There’s more potential for the difference in expected rank to have a well-defined direction. Clearly, though uninterestingly, this will be true for location families such as \(N(\mu, 1)\) or for one-parameter exponential families. Note that two Normal distributions can only be stochastically ordered if they have the same variance – which is why the interactive example above works – but they will be close to being stochastically ordered if the difference in means is relatively large compared to the difference in standard deviations.

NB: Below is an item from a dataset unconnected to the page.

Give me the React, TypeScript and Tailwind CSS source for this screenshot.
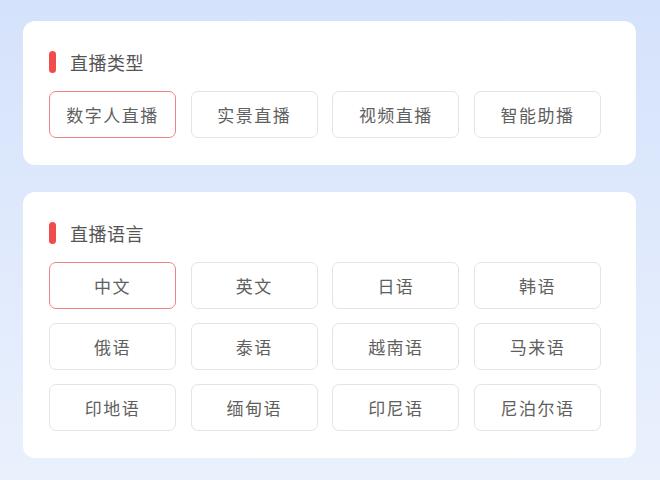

One useful setting where there isn’t a problem is when the distributions of the groups are stochastically ordered; the population cumulative distribution functions do not cross. A sufficient (but not necessary) condition for this in an experiment is that that a treatment which makes some values go up does not make any values go down. Stochastic ordering is reasonable in some situations, and it’s the basis of some useful ordinal models. It’s still quite a strong assumption – as we saw above, it’s not satisfied by Normal distributions unless the variances are the same.

Teaching

I’m not convinced that these rank test should be a high priority in introductory statistics. Where they are taught, I’d like to see the assumption of stochastic ordering made a bit more explicit, rather than saying rank tests have no assumptions and the t-test has _AL_{L T}H_{E A}SS_UM_PT_IO_NS.

In more advanced statistics, students will eventually have to learn about rank tests, but by then they should be able to appreciate the pathological ways rank tests can somtimes behave. The rank tests aren’t tests for a summary statistic in the same relatively straightforward way that mean and median tests are, and it can matter.

Also, though, models and estimation are likely to be more interesting than just tests. If you’re going to start with tests, it will help if they’re looking for differences on the same scale that your summaries and models are going to estimate. If you care about population mean ranks, that would motivate the Wilcoxon test, but the way population mean rank behaves with multiple groups argues that it’s not usually the summary that you really care about.